-- begin --
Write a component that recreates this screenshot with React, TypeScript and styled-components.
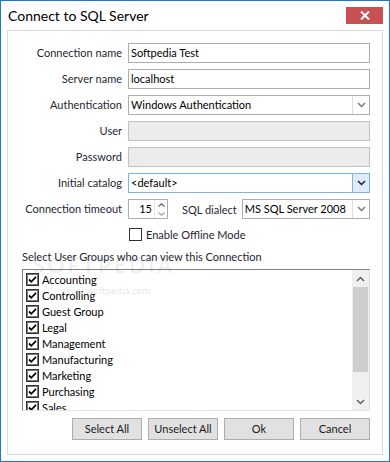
import React from "react";
import styled, { createGlobalStyle } from "styled-components";

const GlobalStyle = createGlobalStyle`
  html, body { margin: 0; padding: 0; background: #ffffff; }
  body {
    font-family: Lato, "Liberation Sans", sans-serif;
    font-size: 11px;
    color: #262633;
  }
  * { box-sizing: border-box; }
`;

const Window = styled.div`
  position: relative;
  width: 390px;
  height: 462px;
  border: 1px solid #1979ca;
  background: #ffffff;
  display: flex;
  flex-direction: column;
`;

const TitleBar = styled.div`
  height: 29px;
  flex: none;
  display: flex;
  align-items: flex-start;
  justify-content: space-between;
  padding: 0 6px 0 7px;
`;

const Title = styled.div`
  font-size: 14px;
  line-height: 18px;
  padding-top: 6px;
  color: #000000;
`;

const CloseButton = styled.div`
  width: 37px;
  height: 17px;
  margin-top: 6px;
  background: #c75050;
  display: flex;
  align-items: center;
  justify-content: center;
`;

const Panel = styled.div`
  flex: 1;
  margin: 0 6px 6px 6px;
  border: 1px solid #dadada;
  padding: 12px 12px 0 14px;
  display: flex;
  flex-direction: column;
`;

const FormGrid = styled.div`
  display: grid;
  grid-template-columns: 100px minmax(0, 1fr);
  grid-auto-rows: 20px;
  column-gap: 6px;
  row-gap: 6px;
`;

const Label = styled.div`
  text-align: right;
  line-height: 20px;
  white-space: nowrap;
`;

const Field = styled.div<{ $disabled?: boolean }>`
  height: 20px;
  border: 1px solid ${p => (p.$disabled ? "#c2c2c2" : "#adadad")};
  background: ${p => (p.$disabled ? "#ececec" : "#ffffff")};
  padding: 0 2px;
  line-height: 18px;
  color: #000000;
  white-space: nowrap;
  overflow: hidden;
`;

const Select = styled.div<{ $focused?: boolean }>`
  flex: 1;
  min-width: 0;
  height: 20px;
  border: 1px solid ${p => (p.$focused ? "#7eb4ea" : "#adadad")};
  background: #ffffff;
  display: flex;
  color: #000000;
`;

const SelectText = styled.div`
  flex: 1;
  min-width: 0;
  padding: 0 2px;
  line-height: 18px;
  white-space: nowrap;
  overflow: hidden;
`;

const DropButton = styled.div<{ $focused?: boolean }>`
  width: 17px;
  flex: none;
  border-left: 1px solid ${p => (p.$focused ? "#7eb4ea" : "#dcdcdc")};
  background: ${p => (p.$focused ? "#dcecfc" : "#ffffff")};
  display: flex;
  align-items: center;
  justify-content: center;
`;

const InlineRow = styled.div`
  display: flex;
  align-items: center;
  min-width: 0;
`;

const Spinner = styled.div`
  width: 40px;
  height: 20px;
  flex: none;
  border: 1px solid #adadad;
  display: flex;
  color: #000000;
`;

const SpinValue = styled.div`
  flex: 1;
  text-align: right;
  line-height: 18px;
  padding-right: 2px;
`;

const SpinButtons = styled.div`
  width: 13px;
  display: flex;
  flex-direction: column;
  border-left: 1px solid #e6e6e6;
`;

const SpinHalf = styled.div`
  flex: 1;
  display: flex;
  align-items: center;
  justify-content: center;
`;

const InlineLabel = styled.div`
  margin: 0 5px 0 14px;
  white-space: nowrap;
`;

const CheckRow = styled.div`
  grid-column: 2;
  display: flex;
  align-items: center;
  gap: 4px;
  padding-left: 1px;
  margin-top: -2px;
`;

const CheckBox = styled.div`
  width: 13px;
  height: 13px;
  flex: none;
  border: 1px solid #333333;
  background: #ffffff;
`;

const GroupCaption = styled.div`
  margin-top: 4px;
  line-height: 16px;
`;

const ListBox = styled.div`
  margin-top: 4px;
  height: 142px;
  border-top: 1px solid #828282;
  border-left: 1px solid #828282;
  border-right: 1px solid #e3e3e3;
  border-bottom: 1px solid #e3e3e3;
  display: flex;
`;

const Items = styled.div`
  flex: 1;
  overflow: hidden;
  padding: 1px 0 0 3px;
`;

const Item = styled.div`
  height: 16px;
  display: flex;
  align-items: center;
  gap: 3px;
  color: #000000;
  white-space: nowrap;
`;

const ScrollBar = styled.div`
  width: 17px;
  background: #f0f0f0;
  display: flex;
  flex-direction: column;
`;

const ScrollArrow = styled.div`
  height: 17px;
  flex: none;
  display: flex;
  align-items: center;
  justify-content: center;
`;

const ScrollThumb = styled.div`
  height: 85px;
  flex: none;
  margin: 0 1px;
  background: #cdcdcd;
`;

const ScrollTrack = styled.div`
  flex: 1;
`;

const ButtonRow = styled.div`
  margin-top: 7px;
  display: flex;
  justify-content: flex-end;
  gap: 6px;
`;

const Button = styled.div`
  width: 70px;
  height: 22px;
  border: 1px solid #adadad;
  background: #e1e1e1;
  color: #1a1a1a;
  line-height: 20px;
  text-align: center;
`;

const Watermark = styled.div`
  position: absolute;
  left: 32px;
  top: 251px;
  font-size: 21px;
  font-weight: 700;
  letter-spacing: 3px;
  color: rgba(0, 0, 0, 0.07);
  pointer-events: none;
`;

const WatermarkUrl = styled.div`
  position: absolute;
  left: 62px;
  top: 283px;
  font-size: 10px;
  color: rgba(0, 0, 0, 0.13);
  pointer-events: none;
`;

const Chevron = ({ up, color = "#7a7a7a" }: { up?: boolean; color?: string }) => (
  <svg width="9" height="6" viewBox="0 0 9 6">
    <path
      d={up ? "M1 5 L4.5 1.5 L8 5" : "M1 1 L4.5 4.5 L8 1"}
      fill="none"
      stroke={color}
      strokeWidth="1.5"
    />
  </svg>
);

const SmallChevron = ({ up, color }: { up?: boolean; color: string }) => (
  <svg width="7" height="4" viewBox="0 0 7 4">
    <path
      d={up ? "M0.5 3.5 L3.5 0.8 L6.5 3.5" : "M0.5 0.5 L3.5 3.2 L6.5 0.5"}
      fill="none"
      stroke={color}
      strokeWidth="1.2"
    />
  </svg>
);

const CheckedBox = () => (
  <svg width="13" height="13" viewBox="0 0 13 13">
    <rect x="0.5" y="0.5" width="12" height="12" fill="#ffffff" stroke="#333333" />
    <rect x="1.5" y="1.5" width="10" height="10" fill="none" stroke="#7a7a7a" />
    <path d="M3 6.5 L5.3 8.8 L10 3.8" fill="none" stroke="#000000" strokeWidth="1.8" />
  </svg>
);

const groups = [
  "Accounting",
  "Controlling",
  "Guest Group",
  "Legal",
  "Management",
  "Manufacturing",
  "Marketing",
  "Purchasing",
  "Sales",
];

export default function App() {
  return (
    <>
      <GlobalStyle />
      <Window>
        <TitleBar>
          <Title>Connect to SQL Server</Title>
          <CloseButton>
            <svg width="10" height="9" viewBox="0 0 10 9">
              <path d="M1 0.5 L9 8.5 M9 0.5 L1 8.5" stroke="#ffffff" strokeWidth="2" />
            </svg>
          </CloseButton>
        </TitleBar>
        <Panel>
          <FormGrid>
            <Label>Connection name</Label>
            <Field>Softpedia Test</Field>
            <Label>Server name</Label>
            <Field>localhost</Field>
            <Label>Authentication</Label>
            <Select>
              <SelectText>Windows Authentication</SelectText>
              <DropButton><Chevron /></DropButton>
            </Select>
            <Label>User</Label>
            <Field $disabled />
            <Label>Password</Label>
            <Field $disabled />
            <Label>Initial catalog</Label>
            <Select $focused>
              <SelectText>&lt;default&gt;</SelectText>
              <DropButton $focused><Chevron color="#1e1e1e" /></DropButton>
            </Select>
            <Label>Connection timeout</Label>
            <InlineRow>
              <Spinner>
                <SpinValue>15</SpinValue>
                <SpinButtons>
                  <SpinHalf><SmallChevron up color="#606060" /></SpinHalf>
                  <SpinHalf><SmallChevron color="#a0a0a0" /></SpinHalf>
                </SpinButtons>
              </Spinner>
              <InlineLabel>SQL dialect</InlineLabel>
              <Select>
                <SelectText>MS SQL Server 2008</SelectText>
                <DropButton><Chevron /></DropButton>
              </Select>
            </InlineRow>
            <CheckRow>
              <CheckBox />
              <span>Enable Offline Mode</span>
            </CheckRow>
          </FormGrid>
          <GroupCaption>Select User Groups who can view this Connection</GroupCaption>
          <ListBox>
            <Items>
              {groups.map(g => (
                <Item key={g}>
                  <CheckedBox />
                  <span>{g}</span>
                </Item>
              ))}
            </Items>
            <ScrollBar>
              <ScrollArrow><Chevron up color="#606060" /></ScrollArrow>
              <ScrollThumb />
              <ScrollTrack />
              <ScrollArrow><Chevron color="#606060" /></ScrollArrow>
            </ScrollBar>
          </ListBox>
          <ButtonRow>
            <Button>Select All</Button>
            <Button>Unselect All</Button>
            <Button>Ok</Button>
            <Button>Cancel</Button>
          </ButtonRow>
        </Panel>
        <Watermark>SOFTPEDIA</Watermark>
        <WatermarkUrl>www.softpedia.com</WatermarkUrl>
      </Window>
    </>
  );
}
-- end --
Stated task:
Reproduce each line holding the word "React".

Solution to this problem:
Write a component that recreates this screenshot with React, TypeScript and styled-components.
import React from "react";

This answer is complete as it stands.